A girl says that when she was ten, she thought that only people she didn't know died. She came to this conclusion while spending her summer holiday at a house on Fort Road. Usually, the family lived on Dickenson Bay Street in a house her father built with his own hands. They were staying on Fort Road because their real house needed its roof repaired.

From the yard of the Fort Road house, the girl could see a cemetery in the distance. She didn't know what it was until she asked her mother what those specks of people were doing out there. Sometimes people would come early in the morning and her mother told her they buried children in the mornings.

The girl is afraid of dead people because she never knew when they might turn up. Sometimes they would appear in a dream or sometimes leaning against a tree. She knew that once they saw her, they would not give up until she joined them. Her mother had known many people who had died, including her own brother.

When the family moved back into town, the girl could no longer see the cemetery. Up until now, she still knew no one who had died. One day, however, Nalda, the daughter of her mother's friend, died. The girl's father built Nalda's coffin and carved flowers into the side of it. Because undertakers didn't prepare children, her mother bathed and dressed the dead child of her friend. The girl had a hard time looking at her mother's hands for a long time after that, and wouldn't let her mother touch her or help her with her bath. The girl told everyone at school about Nalda's death and they shared stories of their knowledge of death and they were each amazed.

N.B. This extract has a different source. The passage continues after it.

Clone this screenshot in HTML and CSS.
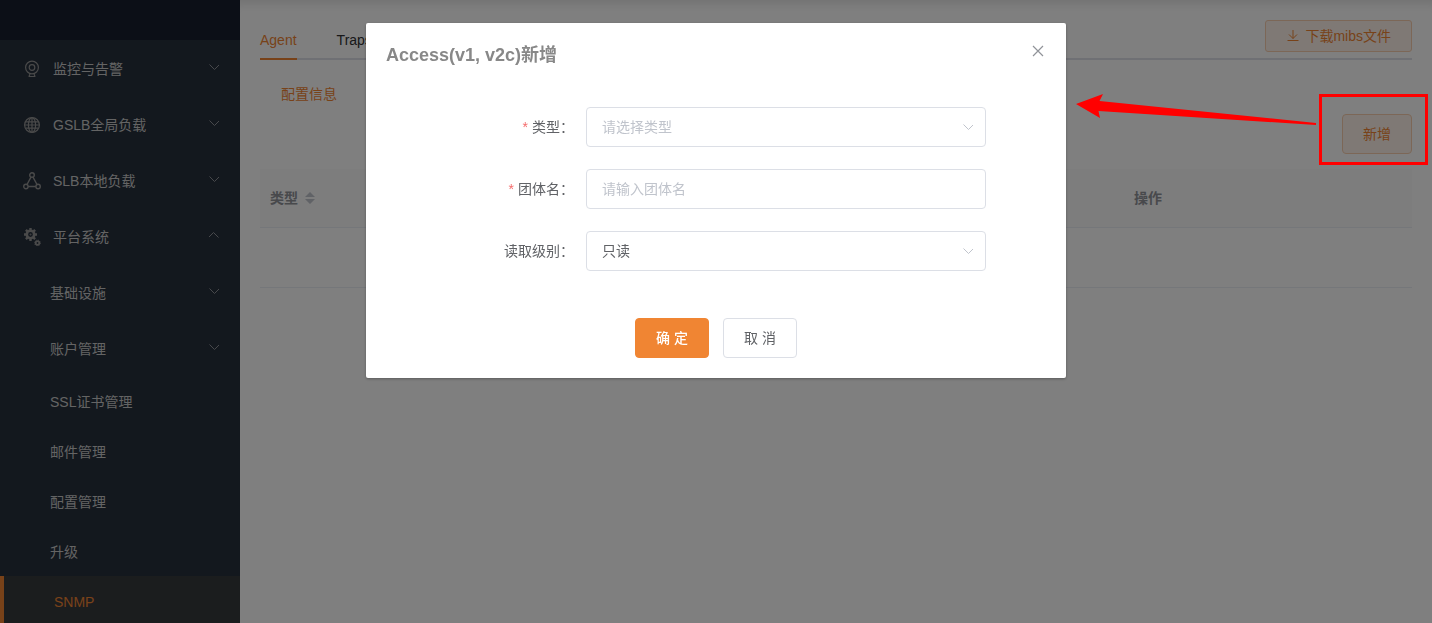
FILE: index.html
```
<!DOCTYPE html>
<html lang="zh-CN">
<head>
  <meta charset="UTF-8">
  <meta name="viewport" content="width=device-width, initial-scale=1.0">
  <title>SNMP</title>
  <link rel="stylesheet" href="styles.css">
</head>
<body>
  <svg class="symbols" aria-hidden="true">
    <symbol id="arrow" viewBox="0 0 12 12"><path d="M1.500 3.500 6.500 8.500 11 4" fill="none" stroke="currentColor"/></symbol>
  </svg>

  <div class="app">
    <aside class="sidebar">
      <div class="logo"></div>
      <nav class="menu">
        <a href="#" class="menu-item">
          <svg class="menu-icon" viewBox="0 0 18 18" fill="none" stroke="currentColor" stroke-width="1.200">
            <circle cx="9" cy="7.500" r="6.400"/><circle cx="9" cy="7.500" r="2.800"/>
            <path d="M7 14 6 16.500M11 14l1 2.500M5.500 16.500h7"/>
          </svg>
          <span>监控与告警</span>
          <svg class="menu-arrow"><use href="#arrow"/></svg>
        </a>
        <a href="#" class="menu-item">
          <svg class="menu-icon" viewBox="0 0 18 18" fill="none" stroke="currentColor" stroke-width="1.200">
            <circle cx="9" cy="9" r="7.400"/><ellipse cx="9" cy="9" rx="3.600" ry="7.400"/>
            <path d="M9 1.500v15M2.500 5.800h13M1.500 9h15M2.500 12.200h13"/>
          </svg>
          <span>GSLB全局负载</span>
          <svg class="menu-arrow"><use href="#arrow"/></svg>
        </a>
        <a href="#" class="menu-item">
          <svg class="menu-icon" viewBox="0 0 18 18" fill="none" stroke="currentColor" stroke-width="1.400">
            <circle cx="9" cy="3" r="2.300"/><circle cx="2.900" cy="14.500" r="2.200"/><circle cx="15.100" cy="14.500" r="2.200"/>
            <path d="M8 5.200 4 12.500M10 5.200l4 7.300M5.200 14.500h7.600"/>
          </svg>
          <span>SLB本地负载</span>
          <svg class="menu-arrow"><use href="#arrow"/></svg>
        </a>
        <a href="#" class="menu-item">
          <svg class="menu-icon" viewBox="0 0 18 18" fill="none" stroke="currentColor">
            <circle cx="7.500" cy="6.500" r="3.700" stroke-width="2.600"/>
            <path d="M7.500 0v2.500M7.500 10.500V13M1 6.500h2.500M11.500 6.500H14M2.900 1.900l1.800 1.800M10.300 9.300l1.800 1.800M2.900 11.100l1.800-1.800M10.300 3.700l1.800-1.800" stroke-width="2.400"/>
            <circle cx="7.500" cy="6.500" r="0.500"/>
            <circle cx="14.500" cy="15" r="1.800" stroke-width="1.800"/>
            <circle cx="14.500" cy="15" r="2.900" stroke-width="0.900" stroke-dasharray="1.140 1.140"/>
          </svg>
          <span>平台系统</span>
          <svg class="menu-arrow open"><use href="#arrow"/></svg>
        </a>
        <a href="#" class="menu-item sub">
          <span>基础设施</span>
          <svg class="menu-arrow"><use href="#arrow"/></svg>
        </a>
        <a href="#" class="menu-item sub">
          <span>账户管理</span>
          <svg class="menu-arrow"><use href="#arrow"/></svg>
        </a>
        <a href="#" class="menu-item leaf">SSL证书管理</a>
        <a href="#" class="menu-item leaf">邮件管理</a>
        <a href="#" class="menu-item leaf">配置管理</a>
        <a href="#" class="menu-item leaf">升级</a>
        <a href="#" class="menu-item leaf active">SNMP</a>
      </nav>
    </aside>

    <main class="main">
      <div class="tabs">
        <a href="#" class="tab active">Agent</a>
        <a href="#" class="tab">Traps</a>
        <button type="button" class="btn btn-plain btn-small">
          <svg class="download" viewBox="0 0 14 14" fill="none" stroke="currentColor"><path d="M7 2v8.500M3 6.500l4 4 4-4M1.500 12.500h11"/></svg>
          下载mibs文件
        </button>
      </div>
      <div class="sub-tabs"><a href="#">配置信息</a></div>
      <div class="toolbar">
        <button type="button" class="btn btn-plain">新增</button>
      </div>
      <table class="table">
        <thead>
          <tr>
            <th>类型 <svg class="sort" viewBox="0 0 10 12"><path d="M0 5 5 0l5 5zM0 7l5 5 5-5z" fill="currentColor"/></svg></th>
            <th></th>
            <th></th>
            <th>操作</th>
          </tr>
        </thead>
        <tbody>
          <tr><td colspan="4"></td></tr>
        </tbody>
      </table>
    </main>
  </div>

  <div class="overlay">
    <div class="dialog" role="dialog" aria-labelledby="dialogTitle">
      <div class="dialog-header">
        <h2 id="dialogTitle">Access(v1, v2c)新增</h2>
        <button type="button" class="close" aria-label="关闭">
          <svg viewBox="0 0 12 12" stroke="currentColor" stroke-width="1.200"><path d="M1 1l10 10M11 1 1 11"/></svg>
        </button>
      </div>
      <form class="form">
        <div class="form-item">
          <label for="type" class="required">类型：</label>
          <div class="select">
            <select id="type" required>
              <option value="" selected>请选择类型</option>
              <option value="v1">v1</option>
              <option value="v2c">v2c</option>
            </select>
            <svg><use href="#arrow"/></svg>
          </div>
        </div>
        <div class="form-item">
          <label for="community" class="required">团体名：</label>
          <input type="text" id="community" placeholder="请输入团体名">
        </div>
        <div class="form-item">
          <label for="level">读取级别：</label>
          <div class="select">
            <select id="level">
              <option selected>只读</option>
            </select>
            <svg><use href="#arrow"/></svg>
          </div>
        </div>
        <div class="form-buttons">
          <button type="button" class="btn btn-primary">确 定</button>
          <button type="button" class="btn">取 消</button>
        </div>
      </form>
    </div>

    <!-- callout from the add button to the dialog -->
    <svg class="callout-arrow" viewBox="0 0 241 32"><path d="M0 10 27 0 23.500 7 240 29v2L22.500 17l1.500 7z" fill="#f00"/></svg>
    <div class="callout-box"></div>
  </div>
</body>
</html>
```

FILE: styles.css
```
* {
  box-sizing: border-box;
}
body {
  margin: 0;
  font-family: "Liberation Sans", "Noto Sans CJK SC", sans-serif;
  font-size: 14px;
  color: #303133;
}
a {
  color: inherit;
  text-decoration: none;
}
button, input, select {
  font: inherit;
}
.symbols {
  display: none;
}
.app {
  display: flex;
  height: 100vh;
  overflow: hidden;
}

/* sidebar */
.sidebar {
  flex: 0 0 240px;
  background: #26303d;
  color: #c8c8c8;
}
.logo {
  height: 40px;
  background: #181f2e;
}
.menu-item {
  display: flex;
  align-items: center;
  height: 56px;
  padding: 2px 20px 0 23px;
  line-height: 18px;
}
.menu-item.sub {
  padding-left: 50px;
}
.menu-item.leaf {
  height: 50px;
  padding-left: 50px;
}
.menu-item.active {
  border-left: 4px solid #f08533;
  background: #373a3d;
  color: #f08533;
}
.menu-icon {
  width: 18px;
  height: 18px;
  margin-right: 12px;
  color: #949494;
}
.menu-arrow {
  width: 12px;
  height: 12px;
  margin: 0 0 4px auto;
  color: #909399;
}
.menu-arrow.open {
  transform: rotate(180deg);
}

/* content */
.main {
  flex: 1;
  padding: 20px;
  box-shadow: inset 0 12px 12px -10px rgba(0, 0, 0, 0.14);
}
.tabs {
  display: flex;
  align-items: flex-start;
  gap: 40px;
  height: 40px;
  border-bottom: 2px solid #dfe0e8;
}
.tab {
  height: 40px;
  line-height: 40px;
}
.tab.active {
  border-bottom: 2px solid #f08533;
  color: #f08533;
}
.sub-tabs {
  margin-top: 14px;
  padding: 0 21px;
  line-height: 40px;
  color: #f08533;
}
.toolbar {
  display: flex;
  justify-content: flex-end;
  margin-bottom: 15px;
}
.btn {
  height: 40px;
  padding: 0 20px 2px;
  border: 1px solid #dcdfe6;
  border-radius: 4px;
  background: #fff;
  color: #606266;
  cursor: pointer;
}
.btn-primary {
  border-color: #f08533;
  background: #f08533;
  color: #fff;
  font-weight: 500;
}
.btn-plain {
  border-color: #f9ceae;
  background: #fef3eb;
  color: #f08533;
}
.btn-small {
  display: flex;
  align-items: center;
  height: 32px;
  margin-left: auto;
  border-radius: 3px;
}
.download {
  width: 14px;
  height: 14px;
  margin-right: 5px;
}
.table {
  width: 100%;
  table-layout: fixed;
  border-collapse: separate;
  border-spacing: 0;
}
.table th, .table td {
  height: 59px;
  padding: 0 10px;
  border-bottom: 1px solid #ebeef5;
  text-align: left;
}
.table th {
  padding-bottom: 2px;
  background: #fafafa;
  color: #909399;
}
.table td {
  height: 60px;
}
.sort {
  width: 10px;
  height: 12px;
  margin-left: 3px;
  vertical-align: -1px;
  color: #c0c4cc;
}

/* dialog */
.overlay {
  position: fixed;
  inset: 0;
  background: rgba(0, 0, 0, 0.5);
}
.dialog {
  width: 700px;
  max-width: 100%;
  margin: 23px auto;
  padding: 20px;
  border-radius: 2px;
  background: #fff;
  box-shadow: 0 1px 3px rgba(0, 0, 0, 0.3);
}
.dialog-header {
  display: flex;
  justify-content: space-between;
  align-items: flex-start;
}
.dialog-header h2 {
  margin: 0;
  font-size: 18px;
  line-height: 24px;
  color: #888;
}
.close {
  display: flex;
  padding: 2px;
  border: 0;
  background: none;
  color: #909399;
  cursor: pointer;
}
.close svg {
  width: 12px;
  height: 12px;
}
.form {
  padding: 40px 60px 0;
}
.form-item {
  display: flex;
  margin-bottom: 22px;
}
.form-item label {
  flex: 0 0 140px;
  padding-right: 12px;
  line-height: 40px;
  text-align: right;
  color: #606266;
}
.form-item label.required::before {
  content: "*";
  margin-right: 4px;
  color: #f56c6c;
}
.form-item > input, .select {
  flex: 1;
  min-width: 0;
}
.select {
  position: relative;
}
input, select {
  width: 100%;
  height: 40px;
  padding: 0 15px;
  border: 1px solid #dcdfe6;
  border-radius: 4px;
  outline: none;
  background: #fff;
  color: #606266;
  appearance: none;
}
input::placeholder, select:invalid {
  color: #c0c4cc;
}
.select svg {
  position: absolute;
  top: 14px;
  right: 12px;
  width: 12px;
  height: 12px;
  color: #c0c4cc;
  pointer-events: none;
}
.form-buttons {
  display: flex;
  justify-content: center;
  gap: 14px;
  margin-top: 47px;
}

/* callout */
.callout-arrow {
  position: absolute;
  top: 94px;
  right: 115px;
  width: 241px;
  height: 32px;
}
.callout-box {
  position: absolute;
  top: 94px;
  right: 4px;
  width: 109px;
  height: 71px;
  border: 3px solid #f00;
}
```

The girl loved another girl named Sonia, who was a dunce. Even though she would torment Sonia until she cried, the girl also gave Sonia answers to the homework and even helped her spell her own name. Her other friends screwed up their noses when the girl would mention the dunce. At recess, the girl would buy Sonia frozen treats with money she had taken from her mother's purse. Then Sonia was absent from school for a short while because her mother had died suddenly. The girl couldn't bring herself to speak to Sonia ever again: she seemed to be such a shameful thing, a girl whose mother had died and left her alone.

Soon after, Miss Charlotte from across the street died. The girl tried to imagine what Miss Charlotte looked like dead, but she couldn't. She had seen Miss Charlotte lying in her bed asleep once and that's as close as she could come. Her mother did not allow her to go to the funeral.

Almost everyone at school had seen a dead body, so the girl started going to funerals to see what it was all about. When she would hear the church bell toll, she would find out who had died and go to their home or the funeral parlor. However, the first time she saw a dead person she wasn't sure how to react because she had never seen that person alive so she had nothing to compare it to.

One day a girl her own age died. She didn't know anything about the dead girl except that she was the girl with the humpback. The day of the funeral, the girl ran out of school and headed to the funeral home, where the adults assumed she had been a friend from school. The dead girl looked the same except her eyes were closed and she was very still. As the girl stared at the body, she kept her fingers curled up in her palms to make sure she wouldn't point and risk her fingers dropping off right then and there. When she walked home, she wondered if the humpback girl would ever come for her and then her father would have to make her own coffin.

When the girl arrived home late, her mother asked her where the fish were that she was to have picked up for dinner. The girl fibbed, but then saw that the fish were frying in the pan. The fishmonger had brought them to the house when the girl hadn't shown up. As a punishment, the girl had to eat alone outside and her mother would not kiss her goodnight. Her mother did come and tuck her into bed.